The debate over whether to reduce U.S. troop levels in Germany has moved from Washington rhetoric to front-line scrutiny: senior U.S. officers at the Hohenfels training area have underscored the tangible operational and deterrent advantages of a sustained presence while the White House signals a review of deployments, leaving NATO planners and regional partners to weigh the strategic trade-offs between forward basing, readiness, and alliance credibility.
Current Situation: U.S. Forces in Germany Under Review
A public review initiated by U.S. political leadership has raised the prospect of a partial drawdown of forces based in Germany, where roughly 35,000 active-duty U.S. personnel constitute the largest American military footprint in Europe. Military leaders visiting Hohenfels emphasized that those forces perform multiple, mutually reinforcing roles: they provide a visible deterrent to potential adversaries, enable large-scale combat training with NATO allies, and act as a staging ground for lessons learned from nearby conflicts such as the war in Ukraine. Operational units rotating through Europe—recently concluding nine-month deployments in Poland and the Baltics—use facilities like Hohenfels to rehearse complex combined-arms operations, air-defense and counter-drone tactics, and integration with partner systems and processes. At the working level, commanders framed the presence not as static occupation but as a capability multiplier that sustains interoperability, rapid reinforcement options, and continuous adaptation to new threat sets.
Historical Role and Training Value of the German Presence
U.S. forces based in Germany trace their purpose to the immediate post-World War II settlement and were institutionalized during the Cold War as the linchpin of NATO's forward presence. Over decades this presence evolved from static garrisons into a network of training, logistics, and intelligence hubs—of which Hohenfels is notable as the U.S. Army’s principal combat training center outside American territory. Spanning roughly 163 square kilometers of varied terrain, Hohenfels enables large-scale maneuver, force-on-force exercises, and advanced live-fire training that are difficult to replicate elsewhere in Europe. The facility’s permanent opposition force and multinational participants provide a continuous environment for experimenting with tactics, integrating allies’ equipment, and incorporating combat lessons from recent conflicts, particularly the rapid evolution of drone employment and electronic warfare witnessed in Ukraine.
Caption: U.S. soldiers conducting combined-arms training at the Hohenfels Training Area, October 2025 | Credits: Sgt. Christian Aquino/US Army
Regional and Alliance-Level Implications
A significant reduction of U.S. forces in Germany would ripple across NATO’s deterrence posture, European security calculations, and operational readiness. Forward-deployed American units contribute to signaling: their presence assures allies, complicates an adversary’s strategic calculus, and shortens reinforcement timelines. Removing or shrinking that presence risks diminishing visible commitment and could encourage probing by revisionist states, particularly given recent Russian behavior in the neighborhood and the precedent effects such moves would have on allied decision-making.

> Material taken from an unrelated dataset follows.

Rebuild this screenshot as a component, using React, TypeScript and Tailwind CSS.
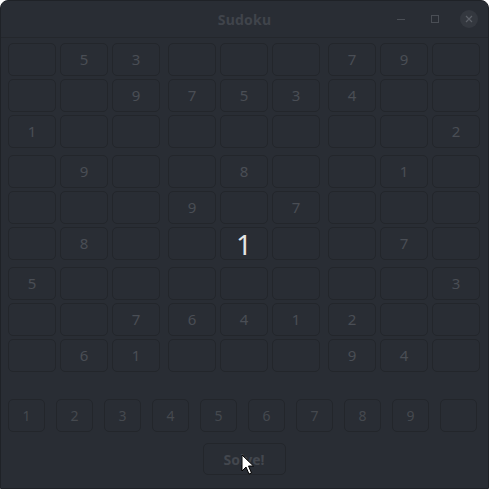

Operationally, a withdrawal would degrade unique training access—large training areas and permanent opposition forces are finite resources—and force a shift to either more expensive contingency deployments or a heavier reliance on partner-hosted exercises that may not match Hohenfels’ scale or frequency. Training dividends from near-term operational lessons (notably counter-drone and electronic-warfare tactics derived from Ukraine) could be harder to institutionalize without a dedicated, persistent platform for experimentation. Politically, unpredictability in U.S. force posture complicates burden-sharing negotiations: allies may be pushed to increase capabilities and readiness rapidly, but divergent national capacities and political will create an uneven transition and may leave shortfalls in critical areas such as long-range strike, air defense, and logistics staging—concerns already voiced by some European defense ministers.
Strategically, the optics of a drawdown would interact with domestic U.S. politics and alliance cohesion: while rotational models and expeditionary forces can mitigate some risks, they cannot fully replicate the deterrent and diplomatic value of a visible, permanent footprint. To preserve NATO credibility and operational effectiveness, policy choices should balance cost and political objectives against the asymmetric value of forward-based training, deterrence, and interoperability. Transparent consultation with allies, phased adjustments rather than abrupt withdrawals, and investment in distributed basing, host-nation facilities, and interoperable capabilities would be prudent measures to limit strategic fallout while addressing domestic policy priorities.